The quantifiable consumer benefits of the merger are very limited and restricted almost entirely to the proposed Customer Investment Fund which is small when compared to the substantial risks created by the merger. Moreover, because Exelon has a riskier financial profile than Pepco, consumers will pay even higher rate increases than it would under Pepco.
  1. The effect of the transaction on utility management and administrative operations
The merger will likely reduce District-specific input into corporate governance and cause the loss of high-paying jobs.
  1. The effect of the transaction public safety and the safety and reliability of services.
The proposed merger is not in the public interest because Exelon will deliver a lower level of reliability than Pepco would provide.
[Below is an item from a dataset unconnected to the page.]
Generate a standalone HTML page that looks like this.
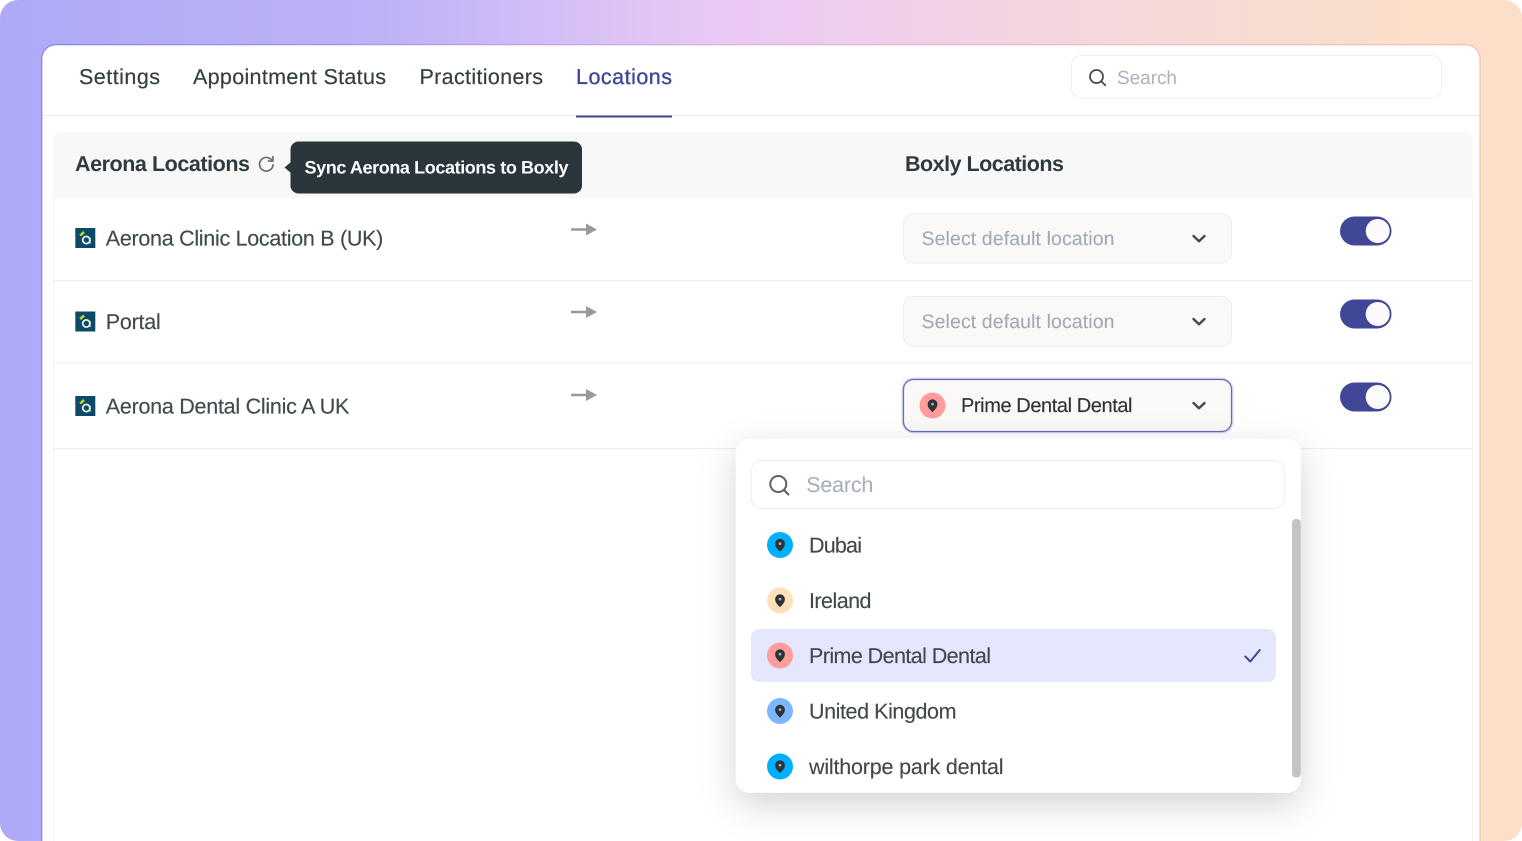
<!DOCTYPE html>
<html lang="en">
<head>
<meta charset="utf-8">
<title>Aerona Locations</title>
<style>
html,body{margin:0;padding:0;width:1522px;height:841px;overflow:hidden;background:#fff}
#bg{position:absolute;left:0;top:0;width:1522px;height:841px;border-radius:18px;background:linear-gradient(90deg,#aeaaf8 0%,#bdb2f6 25%,#e9c9f5 47%,#f4d8dc 72%,#fbdfc9 93%,#fbdfc9 100%)}
svg{position:absolute;left:0;top:0}
text{font-family:"Liberation Sans",sans-serif;text-rendering:geometricPrecision}
.tab{font-size:21.5px;fill:#343f44;stroke:#343f44;stroke-width:.2}
.h{font-size:21.5px;font-weight:bold;fill:#2f3a3f}
.row{font-size:21.5px;fill:#3f4a4f;stroke:#3f4a4f;stroke-width:.15}
.ph{font-size:19.5px;fill:#a2a9b5;stroke:#a2a9b5;stroke-width:.1}
.it{font-size:21.5px;fill:#41494d;stroke:#41494d;stroke-width:.15}
</style>
</head>
<body>
<div id="bg"></div>
<svg width="1522" height="841" viewBox="0 0 1522 841">
<defs>
<linearGradient id="b" x1="0" x2="1" y1="0" y2="0">
<stop offset="0" stop-color="#7d74ee"/><stop offset=".5" stop-color="#e0a8d8"/><stop offset="1" stop-color="#f7b89c"/>
</linearGradient>
<filter id="sh" x="-20%" y="-20%" width="140%" height="150%">
<feDropShadow dx="0" dy="12" stdDeviation="18" flood-color="#000" flood-opacity=".17"/>
</filter>
<g id="pin"><path d="M0-6.200a4.900 4.900 0 0 0-4.900 4.900C-4.900 2.200-1.600 5 0 6.600 1.600 5 4.900 2.200 4.900-1.300A4.900 4.900 0 0 0 0-6.200z" fill="#2a3338"/><circle cx="0" cy="-1.400" r="1.400" fill="#fff" fill-opacity=".6"/></g>
<g id="logo"><rect x="0" y="0" width="20" height="20" fill="#0d4a66"/><path d="M4 6.500 8 3l1.600 2-3.900 3.500z" fill="#b9d534"/><circle cx="11" cy="12" r="3.600" fill="none" stroke="#e6eff1" stroke-width="1.800"/><path d="M14.600 9.500v6" stroke="#e6eff1" stroke-width="1.500"/></g>
<g id="arrow"><path d="M0 0h17" stroke="#9a9a9a" stroke-width="2.600"/><path d="M15-6 26 0 15 6z" fill="#9a9a9a"/></g>
<g id="chev"><path d="M-5.500-2.500 0 2.800 5.500-2.500" fill="none" stroke="#434b4e" stroke-width="2.400" stroke-linecap="round" stroke-linejoin="round"/></g>
<g id="tog"><rect x="0" y="0" width="51.500" height="29" rx="14.500" fill="#3f4796"/><circle cx="37.700" cy="14.500" r="12" fill="#fbfbfc"/></g>
</defs>

<!-- card -->
<path d="M41.800 860V58.800a14 14 0 0 1 14-14H1466a14 14 0 0 1 14 14V860z" fill="#fff" stroke="url(#b)" stroke-width="1"/>
<rect x="42.500" y="115" width="1437" height="1" fill="#eaecee"/>
<rect x="576" y="115.500" width="96" height="2" fill="#3f4796"/>

<!-- tabs -->
<text class="tab" x="79" y="84" textLength="81" lengthAdjust="spacing">Settings</text>
<text class="tab" x="193" y="84" textLength="193" lengthAdjust="spacing">Appointment Status</text>
<text class="tab" x="419.500" y="84" textLength="123.500" lengthAdjust="spacing">Practitioners</text>
<text class="tab" x="576" y="84" textLength="96" lengthAdjust="spacing" style="fill:#3f4796;stroke:#3f4796;stroke-width:.35">Locations</text>

<!-- top search -->
<rect x="1071.500" y="55.500" width="370" height="42.500" rx="10" fill="#fff" stroke="#eceef0"/>
<circle cx="1096.500" cy="76.500" r="6.500" fill="none" stroke="#434b4e" stroke-width="1.800"/>
<path d="M1101.500 81.500l3.800 3.800" stroke="#434b4e" stroke-width="1.800" stroke-linecap="round"/>
<text x="1117" y="84" font-size="19" fill="#abb2c0" textLength="60" lengthAdjust="spacing">Search</text>

<!-- table -->
<path d="M53 198V140a8 8 0 0 1 8-8H1465a8 8 0 0 1 8 8v58z" fill="#f8f8f8"/>
<path d="M53.500 198V841M1472.500 198V841" stroke="#f3f3f4" stroke-width="1" fill="none"/>
<rect x="54" y="280" width="1418" height="1.200" fill="#efeff0"/>
<rect x="54" y="362.500" width="1418" height="1.200" fill="#efeff0"/>
<rect x="54" y="448" width="1418" height="1.200" fill="#efeff0"/>

<text class="h" x="75" y="171" textLength="175" lengthAdjust="spacing">Aerona Locations</text>
<text class="h" x="905" y="171" textLength="159" lengthAdjust="spacing">Boxly Locations</text>

<!-- refresh -->
<path d="M271.800 160.200a6.800 6.800 0 1 0 1.300 4.600" fill="none" stroke="#666c6f" stroke-width="1.700" stroke-linecap="round"/>
<path d="M272.900 156.500v4.600h-4.600" fill="none" stroke="#666c6f" stroke-width="1.600" stroke-linecap="round" stroke-linejoin="round"/>

<!-- tooltip -->
<path d="M284.500 167.500l6.500-5.500v11z" fill="#2a363b"/>
<rect x="290.500" y="141.500" width="291.500" height="52" rx="8" fill="#2a363b"/>
<text x="304.500" y="173.500" font-size="18" font-weight="bold" fill="#fff" textLength="264" lengthAdjust="spacing">Sync Aerona Locations to Boxly</text>

<!-- rows -->
<use href="#logo" x="75.300" y="228"/>
<text class="row" x="105.800" y="245.700" textLength="277.500" lengthAdjust="spacing">Aerona Clinic Location B (UK)</text>
<use href="#logo" x="75.300" y="311.500"/>
<text class="row" x="105.800" y="329" textLength="55" lengthAdjust="spacing">Portal</text>
<use href="#logo" x="75.300" y="396"/>
<text class="row" x="105.800" y="413.700" textLength="243.500" lengthAdjust="spacing">Aerona Dental Clinic A UK</text>

<use href="#arrow" x="571" y="229.500"/>
<use href="#arrow" x="571" y="312"/>
<use href="#arrow" x="571" y="395"/>

<!-- selects -->
<rect x="903.500" y="213.800" width="328" height="49.200" rx="10" fill="#faf9f8" stroke="#efeeec"/>
<text class="ph" x="921.500" y="245" textLength="193" lengthAdjust="spacing">Select default location</text>
<use href="#chev" x="1199" y="238.500"/>
<rect x="903.500" y="296.500" width="328" height="50" rx="10" fill="#faf9f8" stroke="#efeeec"/>
<text class="ph" x="921.500" y="328" textLength="193" lengthAdjust="spacing">Select default location</text>
<use href="#chev" x="1199" y="321.500"/>
<rect x="903.500" y="379.500" width="328" height="52" rx="10" fill="#faf9f8" stroke="#d3d4f7" stroke-width="3.800"/>
<rect x="903.500" y="379.500" width="328" height="52" rx="10" fill="#faf9f8" stroke="#666cb2" stroke-width="1.200"/>
<circle cx="932.500" cy="405.500" r="13" fill="#ff9c9c"/>
<use href="#pin" x="932.500" y="405.500"/>
<text x="961" y="412" font-size="20" fill="#2d3336" stroke="#2d3336" stroke-width=".15" textLength="171.500" lengthAdjust="spacing">Prime Dental Dental</text>
<use href="#chev" x="1199" y="405.500"/>

<!-- toggles -->
<use href="#tog" x="1340" y="216.500"/>
<use href="#tog" x="1340" y="299.500"/>
<use href="#tog" x="1340" y="382.500"/>

<!-- dropdown -->
<rect x="735.800" y="438.800" width="565" height="354" rx="14" fill="#fff" filter="url(#sh)"/>
<rect x="751.300" y="460.500" width="533" height="48" rx="10" fill="#fff" stroke="#eceef0"/>
<circle cx="778.300" cy="484" r="8" fill="none" stroke="#5c6265" stroke-width="2"/>
<path d="M784.300 490.200l4 4.200" stroke="#5c6265" stroke-width="2.200" stroke-linecap="round"/>
<text x="806.300" y="492" font-size="21.500" fill="#a5acbb" textLength="67" lengthAdjust="spacing">Search</text>

<rect x="751" y="629" width="525" height="53" rx="8" fill="#e5e7fe"/>
<path d="M1245.300 656.500l5 5 9.500-11.500" fill="none" stroke="#3f4796" stroke-width="2" stroke-linecap="round" stroke-linejoin="round"/>

<circle cx="780" cy="545" r="13" fill="#00b0ff"/><use href="#pin" x="780" y="545"/>
<text class="it" x="809" y="552.700" textLength="53" lengthAdjust="spacing">Dubai</text>
<circle cx="780" cy="600.500" r="13" fill="#ffe0b8"/><use href="#pin" x="780" y="600.500"/>
<text class="it" x="809" y="608" textLength="62.500" lengthAdjust="spacing">Ireland</text>
<circle cx="780" cy="655.500" r="13" fill="#ff9c9c"/><use href="#pin" x="780" y="655.500"/>
<text class="it" x="809" y="663" textLength="182" lengthAdjust="spacing">Prime Dental Dental</text>
<circle cx="780" cy="711" r="13" fill="#7eb6fb"/><use href="#pin" x="780" y="711"/>
<text class="it" x="809" y="718.300" textLength="147.500" lengthAdjust="spacing">United Kingdom</text>
<circle cx="780" cy="766.500" r="13" fill="#00b0ff"/><use href="#pin" x="780" y="766.500"/>
<text class="it" x="809" y="774" textLength="194.500" lengthAdjust="spacing">wilthorpe park dental</text>

<rect x="1292" y="519" width="8.800" height="258.500" rx="4" fill="#c4c4c4"/>
</svg>
</body>
</html>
The application is devoid of any best practices to address vegetation management and feeder maintenance – two areas critical for improving reliability.
  1. The effect of the transaction risks associated with all of the Joint Applicants’ affiliated non-jurisdictional business operations, including nuclear operations.
Unless a strong set of protective measures are in place, District consumers are likely to be negatively impacted by Exelon’s business activities outside of the control of the DC Public Service Commission.
  1. The effect of the transaction on the Commission’s ability to regulate the new utility effectively.
The merger will increase the difficulty of Commission oversight particularly during rate cases. Specifically, the Commission will need to be vigilant in scrutinizing future filings to avoid cross-subsidization. The Commission will also have to be proactive in defending against Exelon’s corporate policies that favor generation and energy marketing, as these represent the largest portion of Exelon’s revenues.